To be clear – the Pope and the Date Lady were only together in my day. Not literally.

I spent an October Wednesday morning at the Papal Audience with Papa Francesco. And a couple thousand other souls. It’s a Happening. It took a long bus ride and about 30 minutes – maybe more – to get through security and into the public pens.

And then, you’re in.

It’s very exciting. Everyone is buzzing. It is a cacophony of tongues. Nuns, priests of course. Families. Large groups of Catholic school teens with their banners. Coveys of seniors following the ubiquitous guys with flags on sticks: tours of tourists who I suspect don’t know that the tickets are gratuito!

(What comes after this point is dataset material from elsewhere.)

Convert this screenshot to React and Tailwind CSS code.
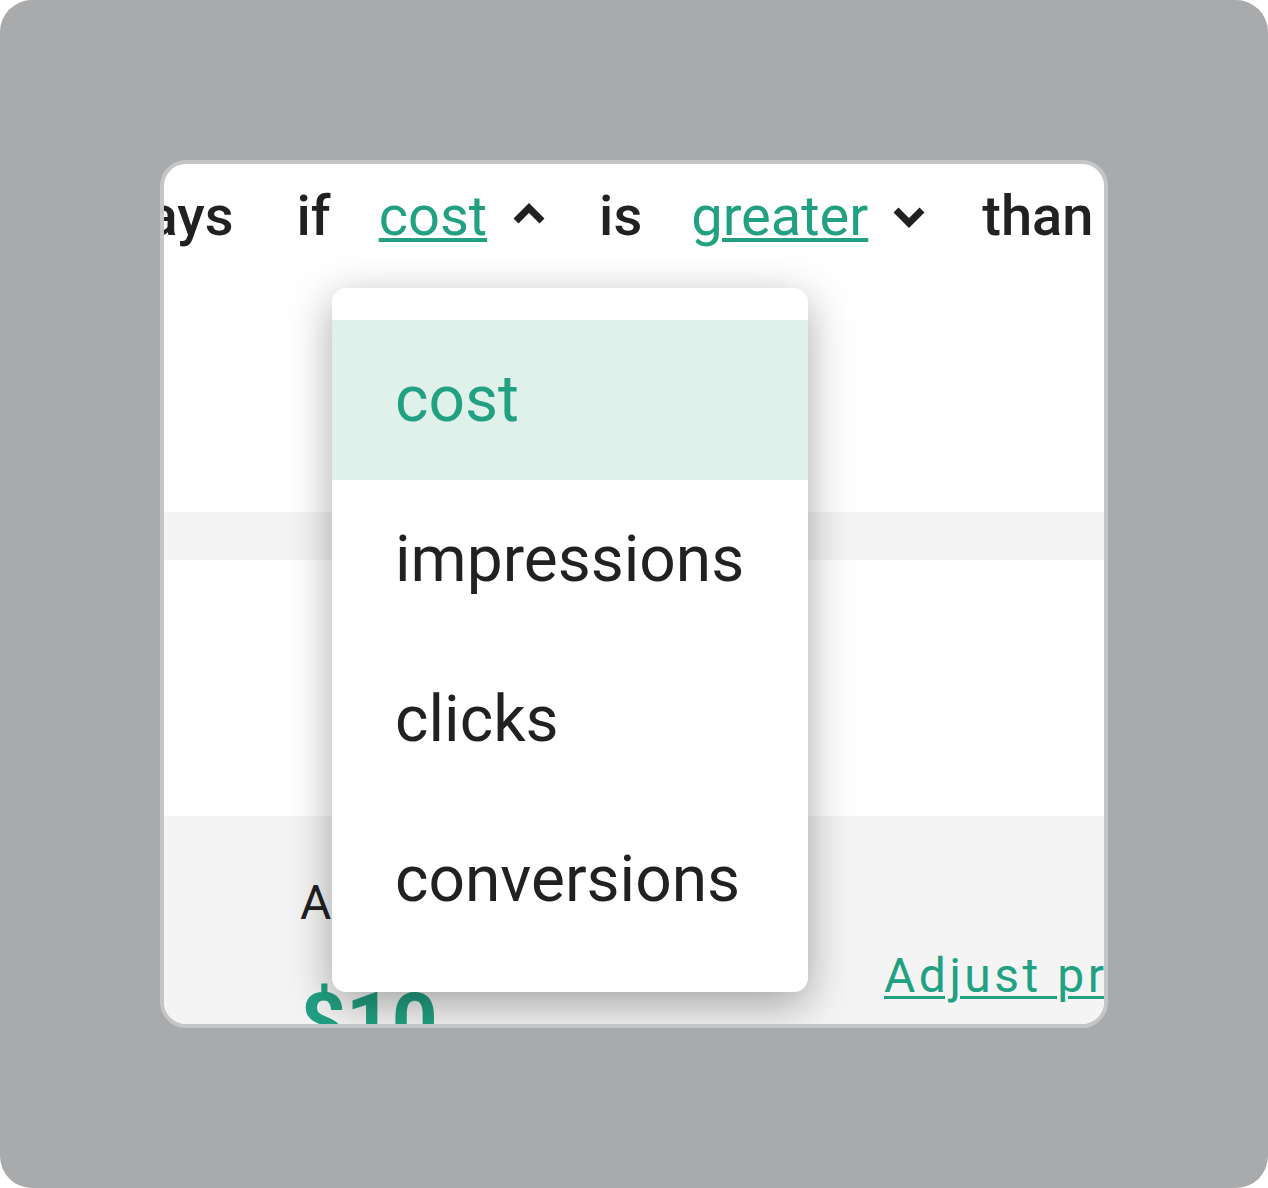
import React from "react";

function ChevronUp() {
  return (
    <svg width="32" height="22" viewBox="0 0 32 22" className="block shrink-0">
      <polyline points="3,19 16,6 29,19" fill="none" stroke="#212121" strokeWidth="7" strokeLinejoin="miter" />
    </svg>
  );
}

function ChevronDown() {
  return (
    <svg width="32" height="22" viewBox="0 0 32 22" className="block shrink-0">
      <polyline points="3,3 16,16 29,3" fill="none" stroke="#212121" strokeWidth="7" strokeLinejoin="miter" />
    </svg>
  );
}

const items = ["cost", "impressions", "clicks", "conversions"];

export default function App() {
  return (
    <div className="w-[1268px] h-[1188px] bg-white font-['Roboto',sans-serif]">
      <div className="w-full h-full rounded-[32px] bg-[#a9aaac] pt-[160px] pl-[160px]">
        <div className="relative w-[948px] h-[868px] rounded-[26px] border-4 border-[#c4c5c7] bg-white overflow-hidden">
          {/* top sentence row */}
          <div className="h-[348px] pt-[24px]">
            <div className="flex items-start whitespace-nowrap text-[56px] leading-[56px] text-[#212121] -ml-[48px]">
              <span className="font-medium">days</span>
              <span className="font-medium ml-[63px]">if</span>
              <span className="ml-[48px] text-[#21a182] underline decoration-4 underline-offset-3">cost</span>
              <span className="ml-[26px] mt-[14px]"><ChevronUp /></span>
              <span className="font-medium ml-[54px]">is</span>
              <span className="ml-[49px] text-[#21a182] underline decoration-4 underline-offset-3">greater</span>
              <span className="ml-[25px] mt-[19px]"><ChevronDown /></span>
              <span className="font-medium ml-[57px]">than</span>
            </div>
          </div>
          <div className="h-[48px] bg-[#f4f4f4]" />
          <div className="h-[256px] bg-white" />
          <div className="h-[208px] bg-[#f4f4f4] flex items-start whitespace-nowrap">
            <div className="w-[720px] shrink-0 pl-[136px] pt-[63px] flex flex-col">
              <span className="text-[48px] leading-[48px] tracking-[3.5px] text-[#212121]">Amount</span>
              <span className="mt-[55px] text-[80px] leading-[80px] font-bold text-[#21a182]">$10</span>
            </div>
            <a className="mt-[136px] text-[48px] leading-[48px] tracking-[3.5px] text-[#21a182] underline decoration-[3px] underline-offset-4">
              Adjust price
            </a>
          </div>

          {/* dropdown menu */}
          <div className="absolute left-[168px] top-[124px] w-[476px] rounded-[14px] bg-white py-[32px] shadow-[0_12px_44px_rgba(0,0,0,0.34)]">
            {items.map((it, i) => (
              <div
                key={it}
                className={
                  i === 0
                    ? "h-[160px] flex items-center pl-[63px] text-[64px] leading-none bg-[#e0f0ea] text-[#21a182]"
                    : "h-[160px] flex items-center pl-[63px] text-[64px] leading-none text-[#212121]"
                }
              >
                {it}
              </div>
            ))}
          </div>
        </div>
      </div>
    </div>
  );
}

The veterans know to sit anywhere around the periphery next to the barriers. Picture thousands of people squeezed around the edges, and hundreds of empty chairs in the center.

You look up at the Jumbotrons, and see his white garb. A Popemobile eye’s view as he climbs aboard. The buzzing gets louder. People craning their necks as they see on the screen that Il Papa is moving.

And then. Then. Arriva! Arriva! He’s here! We all rush to our spots, elbowing the aggressive few, backpacks in our faces, banners in front of our lenses. To Get The Shot.

SNAP SNAP SNAP

At that point, major denouement time. Mind you – he hasn’t even started talking yet. It’s not a mass. Francis welcomes us in Italian. The message is repeated in many languages: French, German, Spanish, English (which oddly covered everywhere from the Dominican Republic to Japan), several others.

The day’s Homily played off the scripture on divorce and “let no man tear asunder…” it was more about integrity of love and commitment – than you damn well better stay married.

First delivered by the Pope – then summarized by the foreign speakers.

At the end – (as forecast and promised) he blesses the crowd. Plus, all of the religious objects we carried. My bag was bulging with wooden crosses, medals and one stunning rosary. Gifts for the folks back home.

THE DATE LADY

The Date Lady

She’s a recurring figure in my stories of Rome. For seventeen years, I have been buying big, succulent Medjool dates from the stand where she works at the Campo dei Fiori. She’s got just a few teeth. And, she’s friendly enough. Date, date, signora.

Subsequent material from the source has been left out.